I’d like to get the tomatoes and peppers started by Valentine’s day. I ended up cancelling my onion seed order because it’s so much easier to just buy bunches or sets to plant, so I don’t have to worry about starting onions now at least. Other things we should start early include eggplant, cukes, pumpkins, some herbs, sunflowers, and perhaps some beans. Instead of paying $3 for a small packet of widely available beans like white northern, pinto, and black turtle, I’ve decided to try to sprout some from my dried bean collection in the pantry. Hopefully it works. If not, well that’s only one year wasted and next year I’ll fork out the dough for the seed store seeds.
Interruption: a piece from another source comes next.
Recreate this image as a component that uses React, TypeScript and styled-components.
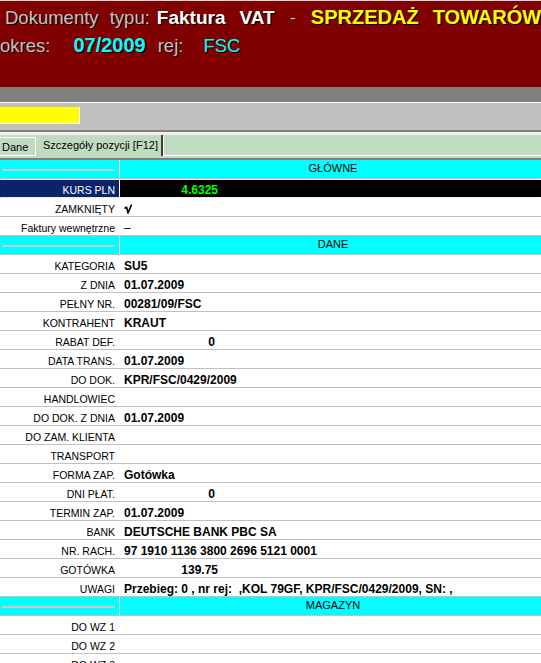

I’m pretty confident it’ll work, though.

Speaking of ordering, I just renewed our subscription to the best magazine ever: Backwoods Home. We’ve been getting it for 3 years now, and it’s only getting better with every issue. In case you haven’t heard of it, please check it out here: http://www.backwoodshome.com. They have a lot of online articles, as well as blogs and other exclusive content on their webpage. While you’re there, take a gander at the blog of my idol – Jackie Clay. She, as well as Dorothy Ainsworth, make me feel like anything is possible, and they have no qualms about sharing their knowledge with the world. Jackie is a homesteading woman who knows about 99% of everything to do with owning and working land. She is truly an inspiration to any woman who wants to become more self-sufficient.

Monday, Jan 25

Ok, I am finally able to post these few blogs online, since we’re visiting family with internet access. A lot has happened just in the last week. I’ve been sick. The kids have been sick. The kids are just about over their colds, but mine is hanging on in my lungs. I don’t know why that happens every time. Guess it’s my luck. Anyway, the seeds should be showing up any day now. We just got the worms for vermicomposting today. The chickens should be here just after Valentine’s day. My husband has been busy building with all of the scrap lumber he has collected. So far he’s built an 8-nest nesting box for the biddies, a large bin for the worms in the basement, and four lighted tables for starting seeds indoors. He’s also been working on the workshop, getting it all straightened out and in order. It’s looking pretty good. I’m sure that’s where he’ll spend a lot of time this summer.

I just got out yesterday when it was up in the 40’s to finish cleaning out the chicken coop. I hooked up two very long hoses to make it all the way out to the coop, then powerwashed the crap out of the walls, ceiling, storage cupboards, and floors. I was COVERED in liquefied chicken poo when it was over, and had to shower in a bathroom that my husband had just spent the morning scraping caulk and recaulking. Poor guy. I don’t think it affected the caulk, but we’ll see. I might have to go back and redo it for him, because I’d feel pretty guilty if I messed his fine job up.

Well, I’m off. I don’t want to sit here on the computer when I could be visiting. Toodles!